Koudelka: My aim was to present the Soviet invasion of Prague in all its complexity, and to render the atmosphere of those seven days while respecting the chronology of events. I worked with the Czech graphic designer Aleš Najbrt. Together we selected the strongest photographs and came up with the structure of the book.
We decided that the best horizontal photographs, and also the most important in terms of covering the events, would spread across two pages, and then that there would also be groupings of four photographs, which would play off each other to give more information about a particular moment or event; and then there would be sixteen photographs on a spread, which together would illustrate what was happening more broadly. Once we agreed on this concept, we started to place the images.
Harris: Did you go back through your contact sheets or the negatives previous to preparing this book?
Koudelka: Yes. Looking through all the work in my archive and at my contact sheets, I found a lot of photographs that I decided to use in this book, but I didn’t discover one picture that I would add to the ones that I have always considered the best. A good picture is the one that gets in your mind that you can’t forget. Most of my books are composed that way. The concept of this book is different. As we started placing the photographs in the structure we had determined, the book began to crystallize. Normally I work very slowly. I need to be certain that the edit, the sequence, the design . . . everything . . . has to be like that—that it could not be any other way. So I cannot believe that Invasion 68 took just one year to make.
We worked with three historians who are specialists of this period. We asked the scholars to write explanatory introductions that would be short but informative and to find documents that directly relate to the photographs.
Harris: You have a lot of primary sources in the book: official statements from the Czechoslovak government, testimonials, statements made by the press, by Soviet officials, as well as articles and other documents from the period, and information drawn from The Czech Black Book, an eyewitness, documented account of the invasion of Czechoslovakia prepared by the Institute of History, Czechoslovak Academy of Sciences, in the fall of 1968.
Koudelka: At the end of the book there is also a short chronology that allows the reader to follow precisely what happened, day by day. We also structured the book so that someone can immediately find the most important information: these texts are printed on black. And we always tried to preserve the essential sequence of events, although I could not always be certain of the chronology by looking at my contact sheets. Everything got mixed up when the negatives first came to Magnum in New York and they made contact sheets. Nor could I always be certain of the chronology by looking at my negatives: I photographed these pictures using a type of film that was for the cinema, which had no numbers on it.
It is for this reason that when we made the book, I wanted all available documentation to identify as closely as possible the sequence of what happened.
Harris: Invasion 68 seems unlike any book you have made before— in terms of your goals and methodology.

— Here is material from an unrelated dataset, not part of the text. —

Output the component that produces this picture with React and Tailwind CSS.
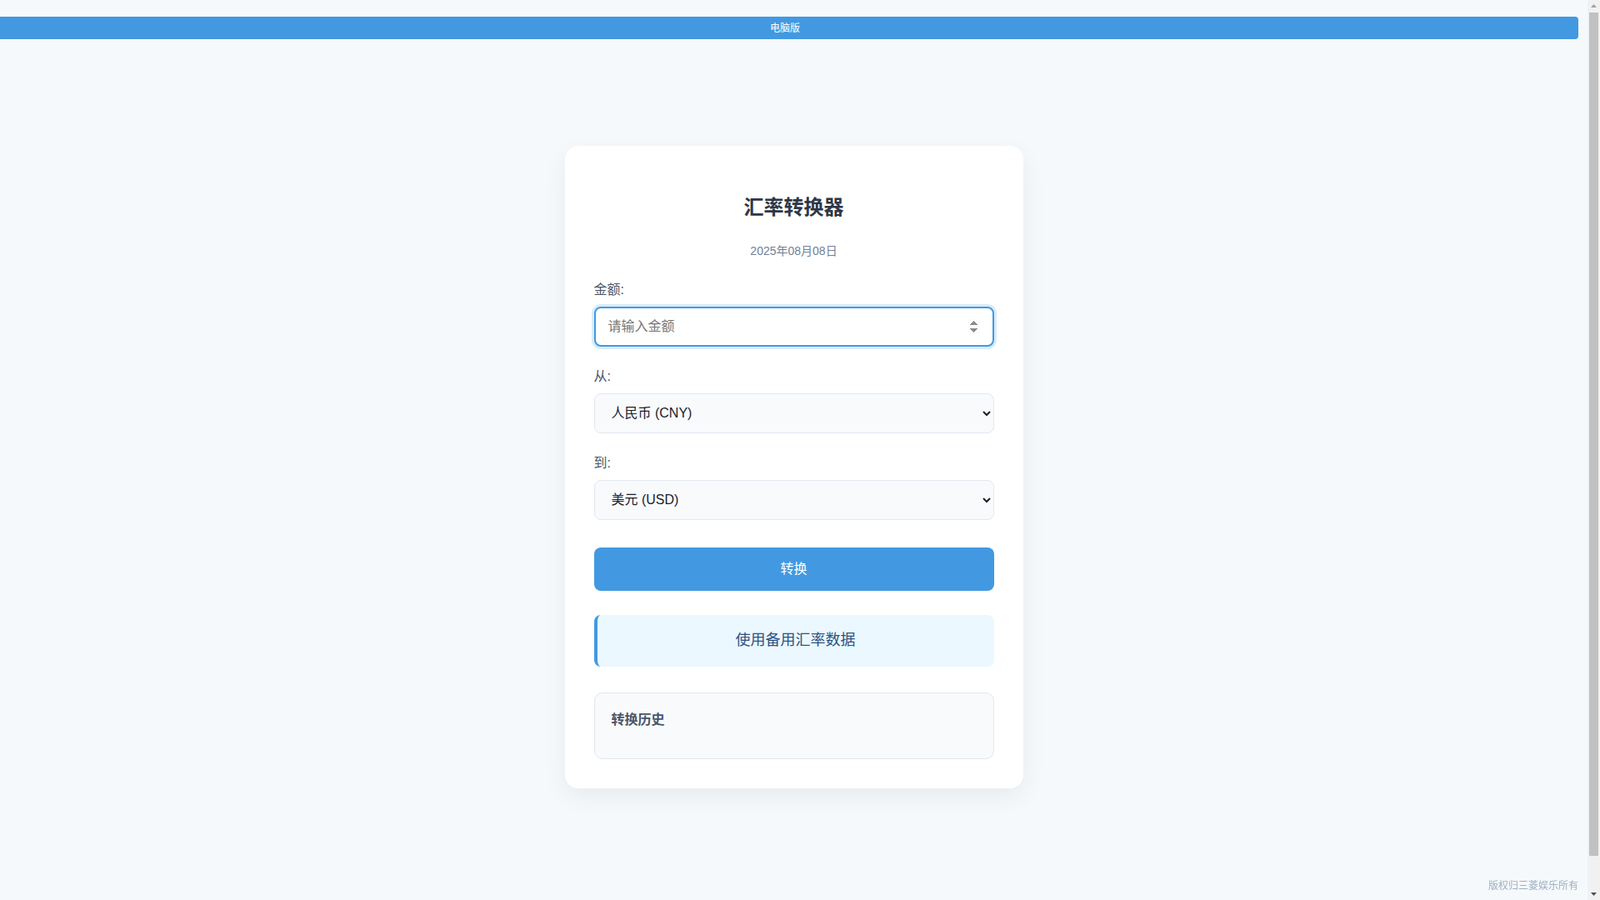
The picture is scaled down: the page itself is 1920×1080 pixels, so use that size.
import React from "react";

const font = { fontFamily: '"Liberation Sans", Arial, "Noto Sans CJK SC", sans-serif' };

// the reference shows a classic browser scrollbar on the right
function FakeScrollbar() {
  return (
    <div className="fixed top-0 right-0 w-[15px] h-screen bg-[#f1f1f1] flex flex-col items-center z-20">
      <svg width="15" height="15" viewBox="0 0 15 15" className="shrink-0">
        <path d="M7.5 5 L11 9 L4 9 Z" fill="#a3a3a3" />
      </svg>
      <div className="w-[11px] h-[1012px] bg-[#c1c1c1]" />
      <div className="flex-1" />
      <svg width="15" height="15" viewBox="0 0 15 15" className="shrink-0">
        <path d="M4 6 L11 6 L7.5 10 Z" fill="#505050" />
      </svg>
    </div>
  );
}

export default function App() {
  return (
    <div className="bg-[#f5f9fc] py-5 pr-[15px]" style={font}>
      {/* top strip */}
      <div className="fixed top-[20px] left-0 right-[26px] h-[27px] pr-[10px] bg-[#4299e1] rounded-r-[4px] flex items-center justify-center text-white text-[12px] z-10">
        电脑版
      </div>

      <div className="min-h-screen flex items-center justify-center">
        <div className="w-[550px] bg-white rounded-2xl shadow-[0_10px_30px_rgba(0,0,0,0.06)] p-[35px]">
          <h1 className="mt-[21px] text-center text-2xl leading-9 font-bold text-[#2d3748]">汇率转换器</h1>
          <p className="mt-6 text-center text-[14px] leading-[21px] text-[#718096]">2025年08月08日</p>

          <div className="mt-6">
            <label className="block mb-2 text-[16px] leading-6 text-[#4a5568]">金额:</label>
            <input
              type="number"
              autoFocus
              placeholder="请输入金额"
              className="block w-full h-[48px] px-[15px] rounded-lg border-2 border-[#4299e1] bg-white text-[16px] text-[#1a202c] placeholder:text-[#757575] outline-none shadow-[0_0_0_3px_rgba(66,153,225,0.2)]"
            />
          </div>

          <div className="mt-6">
            <label className="block mb-2 text-[16px] leading-6 text-[#4a5568]">从:</label>
            <select className="block w-full h-[48px] px-4 rounded-lg border border-[#e2e8f0] bg-[#f8fafc] text-[16px] text-[#1a202c] outline-none">
              <option>人民币 (CNY)</option>
              <option>美元 (USD)</option>
            </select>
          </div>

          <div className="mt-6">
            <label className="block mb-2 text-[16px] leading-6 text-[#4a5568]">到:</label>
            <select defaultValue="美元 (USD)" className="block w-full h-[48px] px-4 rounded-lg border border-[#e2e8f0] bg-[#f8fafc] text-[16px] text-[#1a202c] outline-none">
              <option>人民币 (CNY)</option>
              <option>美元 (USD)</option>
            </select>
          </div>

          <button className="mt-[33px] w-full h-[52px] rounded-lg bg-[#4299e1] text-white text-[16px]">转换</button>

          <div className="mt-[29px] h-[62px] flex items-center justify-center rounded-lg border-l-4 border-[#4299e1] bg-[#ebf8ff] text-[18px] text-[#2c5282]">
            使用备用汇率数据
          </div>

          <div className="mt-[31px] min-h-[80px] p-5 rounded-[10px] border border-[#e2e8f0] bg-[#f8fafc]">
            <h3 className="text-[16px] leading-6 font-bold text-[#4a5568]">转换历史</h3>
          </div>
        </div>
      </div>

      <div className="fixed bottom-[8px] right-[26px] text-[12px] leading-[18px] text-[#a0aec0]">版权归三菱娱乐所有</div>
      <FakeScrollbar />
    </div>
  );
}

Koudelka: I attempt to find an approach that suits the essence of each project. I do not like to repeat myself. Repetition is not interesting after you take an idea as far as you can and get what you want to get. Otherwise repetition leads to getting stuck in your habits, which soon become rules. You get locked up in the rules and you cannot get out. So what can you do? One way is to destroy them.
Harris: To me, there seems to be a duality or tension infusing your projects. I sense always the loner, the solitary man, and yet at the same time there is often a poignant camaraderie. A feeling of tragedy permeates your work, while simultaneously it is profoundly luminous. And then, while you insist that “the most beautiful word is next,” you are one of the most present and engaged individuals I have ever encountered, which is manifest in the intensity and emotionality of the photographs. Yet you seem to just as easily leave a subject once you’re done . . .
Koudelka: What I mean by “next” is moving, continuing, never stopping. I am not leaving anything. I was born a certain way. I think I am a visual person. I look at everything. It’s not that I suddenly drop the Gypsies, or the theater . . . I may not photograph them anymore because life has changed and I am not confronted by the same situations. But one builds on what came before.
Harris: You have spoken a lot about personal freedom and not wanting to stay in one place for too long. Do you not want to be attached to things? Is it about not wanting to be too comfortable, so that you keep experiencing freshly?
Koudelka: First of all, you have to understand who you are.
Harris: Do you?
Koudelka: I am trying.
You asked before about attachment. I don’t want to be attached to material things. I now have two places where I can work—in Paris and in Prague. Before this, I did not have a place for fifteen years. I didn’t need, nor did I want places. I have always tried to adjust my life to the way in which I wanted to live. I am now seventy years old, and so far I’ve never had a television, a car, a mobile phone, or a computer. Sometimes I will use them. I have nothing against them. But what I don’t have I don’t need.
Harris: So what matters, Josef?
Koudelka: Everything. Everything matters. Everything. Every day is a gift. Everything matters. This morning, it mattered very much that the sun came out at 8:18 am. Tomorrow it is going to matter very much, if I am here, that the sun is going to rise at 8:16 am. Everything matters. I don’t take things for granted. Everything is present for me. And if something beautiful happens, I try to enjoy and appreciate it as much as possible.
You know, we are all different. At the same time, we are all very much the same. And each of us is trying to find the way to be in this world, and there is no one way.